Sentiu que ia perder o filho, orgulho de sua velhice, como Ararê tinha sido o orgulho de sua mocidade. Uma lágrima deslizou pela sua face cor de cobre.

– Mãe, toma o arco de Peri; enterra junto dos ossos de seu pai: e queima a cabana de Ararê.

– Não; se algum dia Peri voltar, achará a cabana de seu pai, e sua mãe para amá-lo: tudo vai ficar triste até que a lua das flores leve o filho de Ararê ao campo onde nasceu.

Peri abanou a cabeça com tristeza:

– Peri não voltará!

Sua mãe fez um gesto de espanto e desespero.

– O fruto que cai da árvore não torna mais a ela; a folha que se despega do ramo murcha, seca e morre; o vento a leva. Peri é a folha; tu és a árvore, mãe. Peri não voltará ao teu seio.

– A virgem branca salvou tua mãe; devia deixá-la morrer, para não lhe roubar seu filho. Uma mãe sem seu filho é uma terra sem água; queima e mata tudo que se chega a ela.

Estas palavras foram acompanhadas de um olhar de ameaça, em que se revelava a ferocidade do tigre que defende os seus cachorrinhos.

– Mãe, não ofende a senhora; Peri morreria, e na última hora não se lembraria de ti.

Os dois ficaram algum tempo em silêncio.

– Tua mãe fica! disse a índia com um acento de resolução.

– E quem será a mãe da tribo? Quem guardará a cabana de Peri? Quem contará aos pequenos as guerras de Ararê, forte entre os mais fortes? Quem dirá quantas vezes a nação Goitacá levou o fogo à taba dos brancos e venceu os homens do raio? Quem há de preparar os vinhos e as bebidas para os guerreiros, e ensinar aos filhos os costumes dos velhos?

Peri proferiu estas palavras com a exaltação, que despertavam nele as reminiscências de sua vida selvagem; a índia ficou pensativa e respondeu:

– Tua mãe volta; vai te esperar na porta da cabana, à sombra do jambeiro; se a flor do jambo vier sem Peri, tua mãe não verá os frutos da árvore.

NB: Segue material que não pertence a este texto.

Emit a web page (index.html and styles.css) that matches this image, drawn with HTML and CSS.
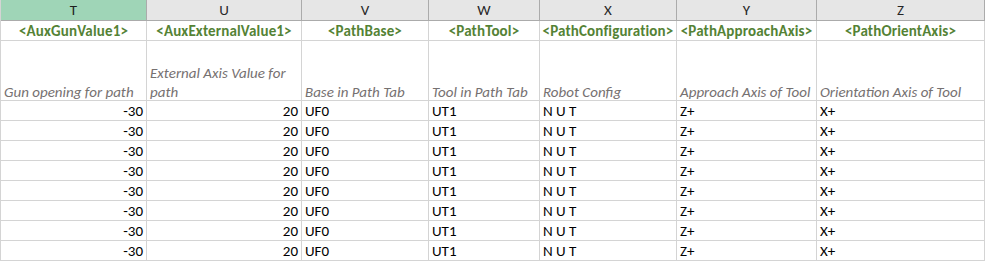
FILE: index.html
```html
<!DOCTYPE html>
<html>
<head>
<meta charset="utf-8">
<link rel="stylesheet" href="styles.css">
</head>
<body>
<div class="sheet">
  <div class="row head">
    <div class="cell hd sel">T</div>
    <div class="cell hd">U</div>
    <div class="cell hd">V</div>
    <div class="cell hd">W</div>
    <div class="cell hd">X</div>
    <div class="cell hd">Y</div>
    <div class="cell hd">Z</div>
  </div>
  <div class="row tags">
    <div class="cell tag">&lt;AuxGunValue1&gt;</div>
    <div class="cell tag">&lt;AuxExternalValue1&gt;</div>
    <div class="cell tag">&lt;PathBase&gt;</div>
    <div class="cell tag">&lt;PathTool&gt;</div>
    <div class="cell tag">&lt;PathConfiguration&gt;</div>
    <div class="cell tag">&lt;PathApproachAxis&gt;</div>
    <div class="cell tag">&lt;PathOrientAxis&gt;</div>
  </div>
  <div class="row desc">
    <div class="cell note"><span class="txt">Gun opening for path</span></div>
    <div class="cell note"><span class="txt">External Axis Value for path</span></div>
    <div class="cell note"><span class="txt">Base in Path Tab</span></div>
    <div class="cell note"><span class="txt">Tool in Path Tab</span></div>
    <div class="cell note"><span class="txt">Robot Config</span></div>
    <div class="cell note"><span class="txt">Approach Axis of Tool</span></div>
    <div class="cell note"><span class="txt">Orientation Axis of Tool</span></div>
  </div>
  <div class="row data"><div class="cell num">-30</div><div class="cell num">20</div><div class="cell">UF0</div><div class="cell">UT1</div><div class="cell">N U T</div><div class="cell">Z+</div><div class="cell">X+</div></div>
  <div class="row data"><div class="cell num">-30</div><div class="cell num">20</div><div class="cell">UF0</div><div class="cell">UT1</div><div class="cell">N U T</div><div class="cell">Z+</div><div class="cell">X+</div></div>
  <div class="row data"><div class="cell num">-30</div><div class="cell num">20</div><div class="cell">UF0</div><div class="cell">UT1</div><div class="cell">N U T</div><div class="cell">Z+</div><div class="cell">X+</div></div>
  <div class="row data"><div class="cell num">-30</div><div class="cell num">20</div><div class="cell">UF0</div><div class="cell">UT1</div><div class="cell">N U T</div><div class="cell">Z+</div><div class="cell">X+</div></div>
  <div class="row data"><div class="cell num">-30</div><div class="cell num">20</div><div class="cell">UF0</div><div class="cell">UT1</div><div class="cell">N U T</div><div class="cell">Z+</div><div class="cell">X+</div></div>
  <div class="row data"><div class="cell num">-30</div><div class="cell num">20</div><div class="cell">UF0</div><div class="cell">UT1</div><div class="cell">N U T</div><div class="cell">Z+</div><div class="cell">X+</div></div>
  <div class="row data"><div class="cell num">-30</div><div class="cell num">20</div><div class="cell">UF0</div><div class="cell">UT1</div><div class="cell">N U T</div><div class="cell">Z+</div><div class="cell">X+</div></div>
  <div class="row data"><div class="cell num">-30</div><div class="cell num">20</div><div class="cell">UF0</div><div class="cell">UT1</div><div class="cell">N U T</div><div class="cell">Z+</div><div class="cell">X+</div></div>
</div>
</body>
</html>
```

FILE: styles.css
```css
html, body {
  margin: 0;
  padding: 0;
  background: #ffffff;
  overflow: hidden;
}

.sheet {
  display: flex;
  flex-direction: column;
  width: 985px;
  border-left: 1px solid #d4d4d4;
  font-family: Calibri, Carlito, Lato, sans-serif;
  font-size: 15px;
  color: #000000;
}

.row {
  display: grid;
  grid-template-columns: 146px 155px 127px 111px 137px 140px 168px;
}

.cell {
  box-sizing: border-box;
  border-right: 1px solid #d4d4d4;
  border-bottom: 1px solid #d4d4d4;
  padding: 0 3px;
  white-space: nowrap;
  overflow: hidden;
  display: flex;
  align-items: center;
}

.head .cell {
  height: 21px;
  background: #e6e6e6;
  border-right-color: #ababab;
  border-bottom-color: #ababab;
  justify-content: center;
  color: #262626;
  font-size: 15px;
}

.head .sel {
  background: #9fd5b7;
  color: #1e1e1e;
}

.tags .cell {
  height: 20px;
  justify-content: center;
  font-weight: bold;
  color: #548235;
  letter-spacing: 0.15px;
  padding: 0;
}

.desc .cell {
  height: 60px;
  align-items: flex-end;
  white-space: normal;
  font-style: italic;
  color: #767171;
  line-height: 19px;
  padding: 0 2px 0 3px;
}

.desc .txt {
  margin-bottom: -2px;
}

.data .cell {
  height: 20px;
}

.data .num {
  justify-content: flex-end;
}
```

A índia pousou as mãos sobre os ombros de seu filho e encostou a fronte na fronte dele; durante um momento as lágrimas que saltavam dos olhos de ambos se confundiram.

Depois ela afastou-se lentamente; Peri seguiu-a com os olhos até que desapareceu na floresta; esteve a correr, chamá-la e partir com ela. Mas o vento lhe trazia a voz argentina de Cecília que falava com seu pai; ficou.

Nessa mesma noite construíra aquela pequena cabana que se via na ponta do rochedo, e que ia ser o seu mundo.

Passaram três meses.

Cecília, que um momento conseguira vencer a repugnância que sentia pelo selvagem, quando lhe ordenara que ficasse, não se lembrou da ingratidão que cometia e não disfarçou mais a sua antipatia.

Quando o índio chegava-se a ela, soltava um grito de susto; ou fugia, ou ordenava-lhe que se retirasse; Peri, que já falava e entendia o português, afastava-se triste e humilde.

Entretanto a sua dedicação não se desmentia; ele acompanhava a D.